Também há, por último, mas não menos importante, o interesse da bancada evangélica. Cumpre lembrar que o relator da referida matéria na Comissão de Constituição e Justiça [CCJ] foi o deputado João Campos (PSDB-GO), coordenador da referida frente parlamentar, que repete o argumento sobre o dito "ativismo judicial": “importa salientar que o quadro atual é, sem dúvida, de exacerbado ativismo judicial da Constituição”. Cabe lembrar que se trata do mesmo João Campos que, através do Projeto de Decreto Legislativo 234/11, propôs a suspensão dos artigos terceiro e quarto da resolução de 1999 do Conselho Federal de Psicologia [CFP], pelos quais os psicólogos “não colaborarão com eventos e serviços que proponham tratamento e cura da homossexualidade” nem se pronunciarão “de modo a reforçar os preconceitos sociais existentes em relação aos homossexuais como portadores de qualquer desordem psíquica“, e isso porque, nas palavras de Campos, “ao restringir o trabalho dos profissionais e o direito da pessoa de receber orientação profissional“, a referida resolução “extrapolou o seu poder regulamentar“. 

Como se vê, ativismo nos olhos dos outros é refresco. 

Bem, mas o que cargas d'água a bancada evangélica tem a ver, especificamente, com a PEC que tentará submeter decisões judiciais ao referendo do Poder Legislativo? 

Tudo e mais um pouco. Uma Súmula Vinculante que viesse a pacificar o entendimento sobre a união estável ou o casamento civil entre pessoas do mesmo sexo, p. ex., poderia ser derrubada pelo Congresso, coisa que não é difícil de se imaginar se considerarmos os interesses que levaram o oficialismo a entregar, em nome da dita governabilidade, o comando da Comissão de Direitos Humanos da Câmara dos Deputados ao evangélico Marco Feliciano [PSC-SP]. 

Como se isso não fosse suficientemente assustador, cumpre lembrar que é também de João Campos a autoria da Proposta de Emenda à Constituição [PEC 99/11] que inclui as entidades religiosas de âmbito nacional entre aquelas que podem propor Ação Direta de Inconstitucionalidade e Ação Declaratória de Constitucionalidade ao STF. 

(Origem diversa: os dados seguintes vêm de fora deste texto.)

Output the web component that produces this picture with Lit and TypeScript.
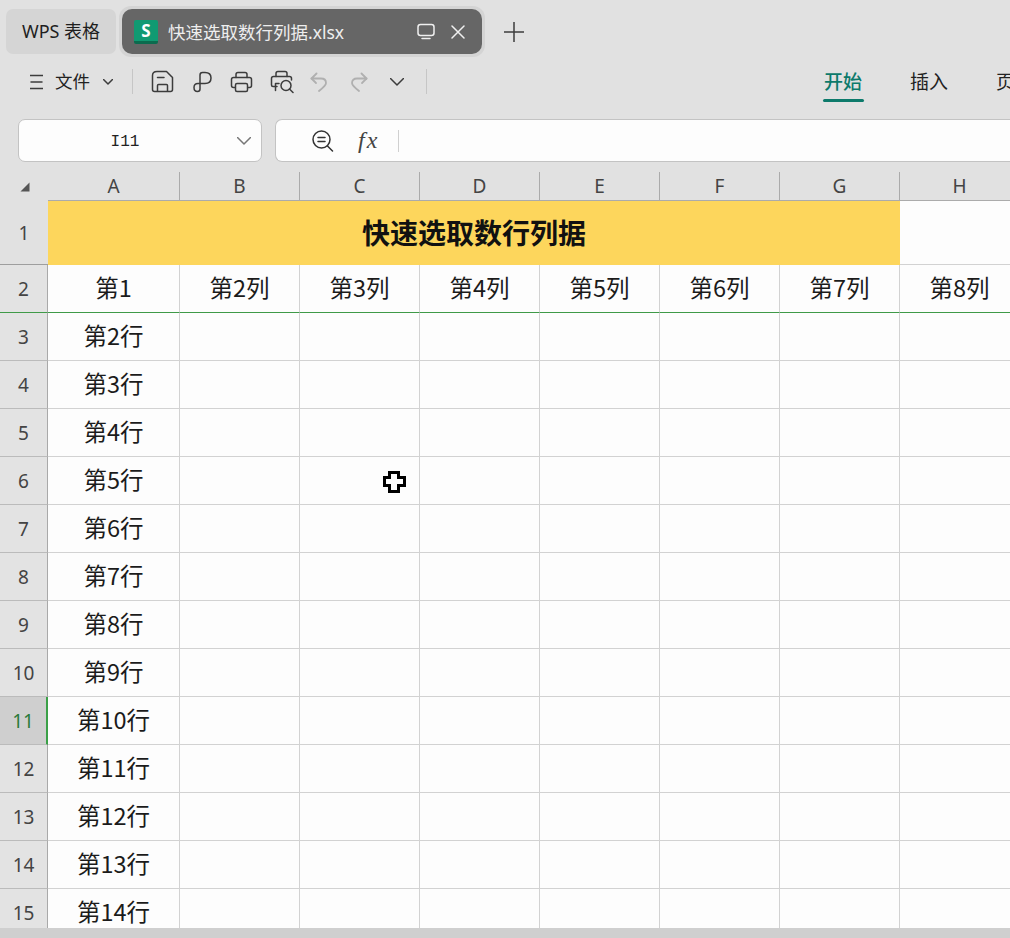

Em relação à tentativa de submeter o STF ao Congresso, há pelo menos uma consequência imediata de ambas, dela e da PEC 99/11, caso aprovadas. 

No cenário em que o Projeto de Lei 122/2006 - que tramita a fim de incluir a discriminação aos homossexuais dentre as já punidas pela Lei 7.716/89 [raça, cor, etnia, religião e procedência nacional], em atenção aos objetivos fundamentais da República Federativa do Brasil de promoção do "bem de todos, sem preconceitos de origem, raça, sexo, cor, idade e quaisquer outras formas de discriminação” (Art. 3º, IV) - fosse aprovado, nada impediria que uma entidade religiosa de âmbito nacional propusesse uma ADI a fim de questioná-lo supostamente em nome (i) da garantia de que ninguém será privado de direitos por motivo de crença religiosa ou de convicção filosófica ou política [Constituição Federal, Art. 5º, VIII] e (ii) das liberdades de consciência e de crença [CF, Art. 5º, VI], uma vez que, como se sabe, a bancada evangélica é contra toda e qualquer tentativa de criminalização tanto da ação quanto da manifestação de pensamento homofóficos; declarada, porém, pelo STF, a constitucionalidade do PL 122/2006, nada impediria que o Congresso a derrubasse, pois a decisão sobre a ADI que originou tal declaração precisaria ser referendada pela Casa. 

Em que mundo possível a antecipação de tal cenário é algo auspicioso?

Mas o que sabe o povo sobre a forza necessária para se manter governabilidades e a occasione em que isso deve ser feito. A virtù dos grandes homens de fortuna que dirigem a nação lhe é coisa inacessível.